Supplied material:
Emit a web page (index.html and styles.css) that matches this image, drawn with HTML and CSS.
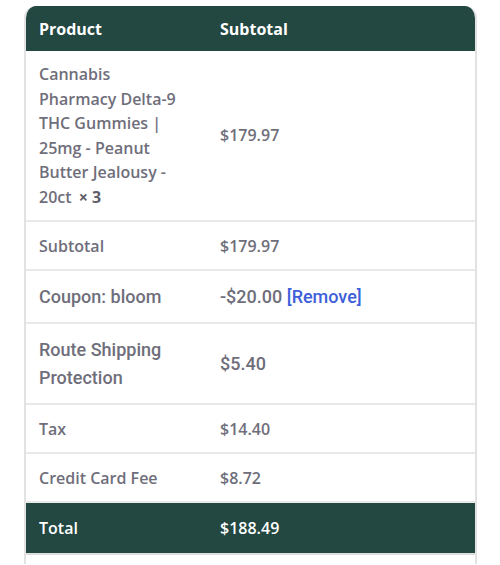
FILE: index.html
```html
<!DOCTYPE html>
<html>
<head>
<meta charset="utf-8">
<link rel="stylesheet" href="styles.css">
</head>
<body>
<div class="card">
  <table class="order">
    <colgroup><col class="col1"><col class="col2"></colgroup>
    <thead>
      <tr class="head"><th class="c1">Product</th><th class="c2">Subtotal</th></tr>
    </thead>
    <tbody>
      <tr class="product">
        <td class="c1">Cannabis Pharmacy Delta-9 THC Gummies | 25mg - Peanut Butter Jealousy - 20ct <strong class="qty">×&nbsp;3</strong></td>
        <td class="c2">$179.97</td>
      </tr>
      <tr class="row"><td class="c1">Subtotal</td><td class="c2">$179.97</td></tr>
      <tr class="row big coupon"><td class="c1">Coupon: bloom</td><td class="c2">-$20.00 <a class="remove" href="#">[Remove]</a></td></tr>
      <tr class="big route"><td class="c1">Route Shipping Protection</td><td class="c2">$5.40</td></tr>
      <tr class="row"><td class="c1">Tax</td><td class="c2">$14.40</td></tr>
      <tr class="row"><td class="c1">Credit Card Fee</td><td class="c2">$8.72</td></tr>
      <tr class="total"><td class="c1">Total</td><td class="c2">$188.49</td></tr>
    </tbody>
  </table>
  <div class="tail"></div>
</div>
</body>
</html>
```
FILE: styles.css
```css
html, body {
  margin: 0;
  padding: 0;
  background: #ffffff;
}
body {
  padding: 6px 23px 0 24px;
  font-family: "Open Sans", "Liberation Sans", sans-serif;
  color: #6f6e7b;
}
.card {
  border-left: 2px solid #e2e2e2;
  border-right: 2px solid #e2e2e2;
  border-radius: 12px 12px 0 0;
  overflow: hidden;
}
.order {
  width: 100%;
  border-collapse: collapse;
  table-layout: fixed;
}
.col1 { width: 181px; }
.order th, .order td {
  text-align: left;
  vertical-align: middle;
  padding: 0 0 0 13px;
}
.order .c1 { padding-right: 20px; }
.head {
  background: #234741;
  color: #ffffff;
  height: 45px;
}
.head th {
  font-size: 16px;
  font-weight: 700;
}
.order tbody td {
  border-bottom: 2px solid #e8e8e8;
  font-size: 16px;
  font-weight: 600;
}
.order .product td { padding-top: 11px; padding-bottom: 11px; line-height: 24.5px; }
.row { height: 49px; }
.order tbody .big td {
  font-family: Roboto, "Liberation Sans", sans-serif;
  font-size: 18px;
  font-weight: 500;
}
.coupon { height: 53px; }
.order .route td { line-height: 28px; padding-top: 12px; padding-bottom: 11px; }
.remove { color: #3d5fd9; text-decoration: none; }
.qty { font-weight: 700; margin-left: 3px; color: #5f5e6a; }
.order tbody .total td {
  background: #234741;
  color: #ffffff;
  height: 50px;
  border-bottom: 2px solid #dedede;
  font-weight: 600;
}
.tail { height: 9px; }
```
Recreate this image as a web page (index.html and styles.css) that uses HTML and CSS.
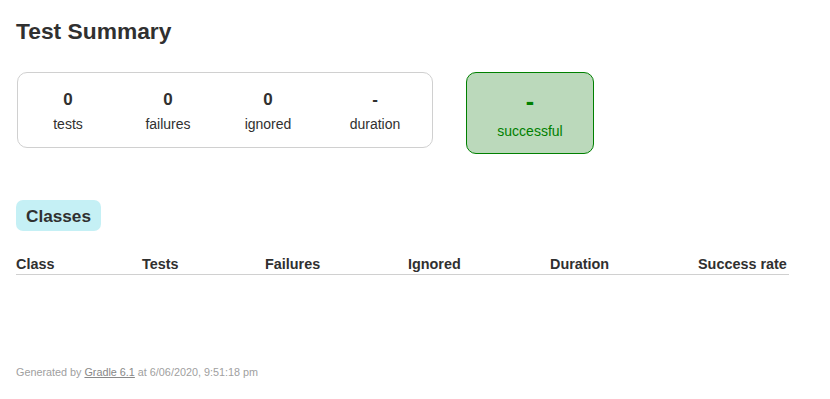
FILE: index.html
```html
<!DOCTYPE html>
<html lang="en">
<head>
<meta charset="utf-8">
<title>Test results - Test Summary</title>
<link rel="stylesheet" href="styles.css">
</head>
<body>
<div class="page">
  <h1 class="title">Test Summary</h1>
  <div class="summary">
    <div class="summary-group">
      <div class="info-box">
        <div class="counter">0</div>
        <p class="label">tests</p>
      </div>
      <div class="info-box">
        <div class="counter">0</div>
        <p class="label">failures</p>
      </div>
      <div class="info-box">
        <div class="counter">0</div>
        <p class="label">ignored</p>
      </div>
      <div class="info-box info-box-duration">
        <div class="counter">-</div>
        <p class="label">duration</p>
      </div>
    </div>
    <div class="success-rate">
      <div class="percent">-</div>
      <p class="label">successful</p>
    </div>
  </div>
  <div class="tabs">
    <h2 class="tab">Classes</h2>
  </div>
  <div class="class-table">
    <div class="th">Class</div>
    <div class="th">Tests</div>
    <div class="th">Failures</div>
    <div class="th">Ignored</div>
    <div class="th">Duration</div>
    <div class="th">Success rate</div>
  </div>
  <footer class="footer">Generated by <a class="footer-link" href="#">Gradle 6.1</a> at 6/06/2020, 9:51:18 pm</footer>
</div>
</body>
</html>
```
FILE: styles.css
```css
* {
  box-sizing: border-box;
}

html, body {
  margin: 0;
  padding: 0;
  background: #ffffff;
}

body {
  font-family: "Liberation Sans", Arial, sans-serif;
  font-size: 14px;
  color: #303030;
}

.page {
  padding: 18px 16px 20px 16px;
}

.title {
  margin: 0;
  font-size: 22.8px;
  line-height: 26px;
  font-weight: bold;
  white-space: nowrap;
}

.summary {
  margin-top: 28px;
  padding-left: 1px;
  display: flex;
  align-items: flex-start;
}

.summary-group {
  display: flex;
  border: 1px solid #d0d0d0;
  border-radius: 10px;
}

.info-box {
  width: 100px;
  padding: 16.5px 0 15px;
  text-align: center;
}

.info-box-duration {
  width: 114px;
}

.counter {
  font-size: 17px;
  line-height: 19.5px;
  font-weight: bold;
  margin-bottom: 7px;
}

.label {
  margin: 0;
  line-height: 16px;
}

.success-rate {
  margin-left: 33px;
  width: 128px;
  padding: 13.5px 0 14px;
  text-align: center;
  background-color: #bbd9bb;
  border: 1px solid #008000;
  border-radius: 10px;
  color: #008000;
}

.percent {
  font-size: 25.2px;
  line-height: 29px;
  font-weight: bold;
  margin-bottom: 7.5px;
}

.tabs {
  margin-top: 46px;
  display: flex;
}

.tab {
  margin: 0;
  padding: 6.5px 10px 5px 10px;
  font-size: 17.2px;
  line-height: 19.5px;
  font-weight: bold;
  background-color: #c5f0f5;
  border-radius: 7px;
  white-space: nowrap;
}

.class-table {
  margin-top: 25px;
  display: grid;
  grid-template-columns: 126px 123px 143px 142px 148px 91px;
  border-bottom: 1px solid #d0d0d0;
  width: 773px;
}

.th {
  font-weight: bold;
  font-size: 14.4px;
  line-height: 16px;
  padding-bottom: 2px;
  white-space: nowrap;
}

.footer {
  margin-top: 90.5px;
  font-size: 10.8px;
  line-height: 12px;
  color: #a0a0a0;
  white-space: nowrap;
}

.footer-link {
  color: #888888;
  text-decoration: underline;
}
```
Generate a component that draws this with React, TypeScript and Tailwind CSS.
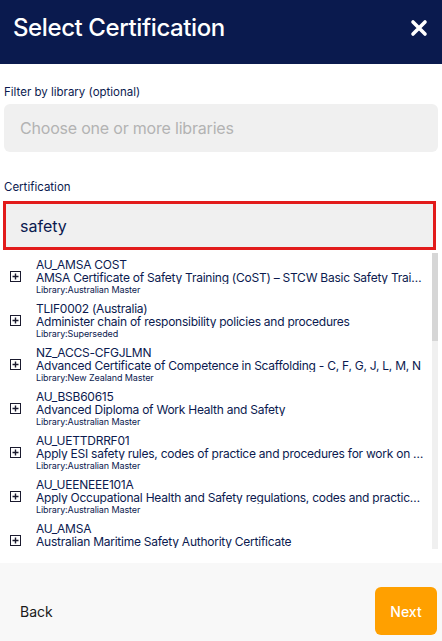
import React from 'react';

// Certification search results
const results = [
  { code: 'AU_AMSA COST', title: 'AMSA Certificate of Safety Training (CoST) – STCW Basic Safety Training', library: 'Australian Master' },
  { code: 'TLIF0002 (Australia)', title: 'Administer chain of responsibility policies and procedures', library: 'Superseded' },
  { code: 'NZ_ACCS-CFGJLMN', title: 'Advanced Certificate of Competence in Scaffolding - C, F, G, J, L, M, N', library: 'New Zealand Master' },
  { code: 'AU_BSB60615', title: 'Advanced Diploma of Work Health and Safety', library: 'Australian Master' },
  { code: 'AU_UETTDRRF01', title: 'Apply ESI safety rules, codes of practice and procedures for work on or near electrical apparatus', library: 'Australian Master' },
  { code: 'AU_UEENEEE101A', title: 'Apply Occupational Health and Safety regulations, codes and practices in the workplace', library: 'Australian Master' },
  { code: 'AU_AMSA', title: 'Australian Maritime Safety Authority Certificate', library: 'Australian Master' },
];

function PlusBox() {
  return (
    <svg width="11" height="11" viewBox="0 0 11 11" className="shrink-0">
      <rect x="0.5" y="0.5" width="10" height="10" fill="none" stroke="#1a1a2e" strokeWidth="1" />
      <path d="M5.5 2.5v6M2.5 5.5h6" stroke="#1a1a2e" strokeWidth="1.4" />
    </svg>
  );
}

export default function App() {
  return (
    <div className="flex h-[641px] w-[442px] flex-col bg-white font-['Inter',sans-serif] text-[#0b1a4f]">
      {/* Header */}
      <div className="flex h-16 shrink-0 items-center justify-between bg-[#0a1a4e] pb-2 pl-[13px] pr-[14px]">
        <h1 className="text-[24px] font-medium tracking-[-0.4px] text-white">Select Certification</h1>
        <svg width="18" height="18" viewBox="0 0 18 18">
          <path d="M3 3l12 12M15 3L3 15" stroke="white" strokeWidth="3.6" strokeLinecap="round" />
        </svg>
      </div>

      {/* Body */}
      <div className="flex min-h-0 flex-1 flex-col px-1 pt-[20px]">
        <label className="text-[11.5px] leading-[16px]">Filter by library (optional)</label>
        <div className="mt-[4px] flex h-12 items-center rounded-md bg-[#f0f0f0] px-4 text-[16px] tracking-[-0.2px] text-[#b3b3b3]">
          Choose one or more libraries
        </div>

        <label className="mt-[27px] text-[11.5px] leading-[16px]">Certification</label>
        <div className="mt-[6px] -ml-px mr-[2px] flex h-[49px] items-center border-[3px] border-[#e21b1b] bg-[#f0f0f0] px-[14px] text-[16px]">
          safety
        </div>

        <div className="mt-[3px] flex h-[296px]">
          <div className="min-w-0 flex-1 overflow-hidden">
            {results.map((r) => (
              <div key={r.code} className="flex h-11 items-center gap-[15px] pl-[6px] pr-[6px] pt-[3px]">
                <PlusBox />
                <div className="min-w-0 flex-1 tracking-[-0.25px]">
                  <div className="text-[12px] leading-[13px]">{r.code}</div>
                  <div className="truncate text-[12px] leading-[13px]">{r.title}</div>
                  <div className="text-[9px] leading-[11px] tracking-[-0.1px]">Library:{r.library}</div>
                </div>
              </div>
            ))}
          </div>
          {/* scrollbar */}
          <div className="flex w-[6px] shrink-0 flex-col bg-[#f0f0f0]">
            <div className="h-[88px] bg-[#d6d6d6]" />
          </div>
        </div>
      </div>

      {/* Footer */}
      <div className="flex h-[78px] shrink-0 items-center justify-between bg-[#f8f8f8] pl-5 pr-[5px] pt-[18px]">
        <button className="text-[14px] text-[#1a1a1a]">Back</button>
        <button className="h-12 w-[62px] rounded-md bg-[#ffa000] text-[14px] font-medium text-white">Next</button>
      </div>
    </div>
  );
}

What you need to do: Start at the line that contains "Generate a component", stop at the line that contains "import React from 'react';", and reproduce each line in that stretch exactly. Pictures are excluded.

Output of the task:
Generate a component that draws this with React, TypeScript and Tailwind CSS.
import React from 'react';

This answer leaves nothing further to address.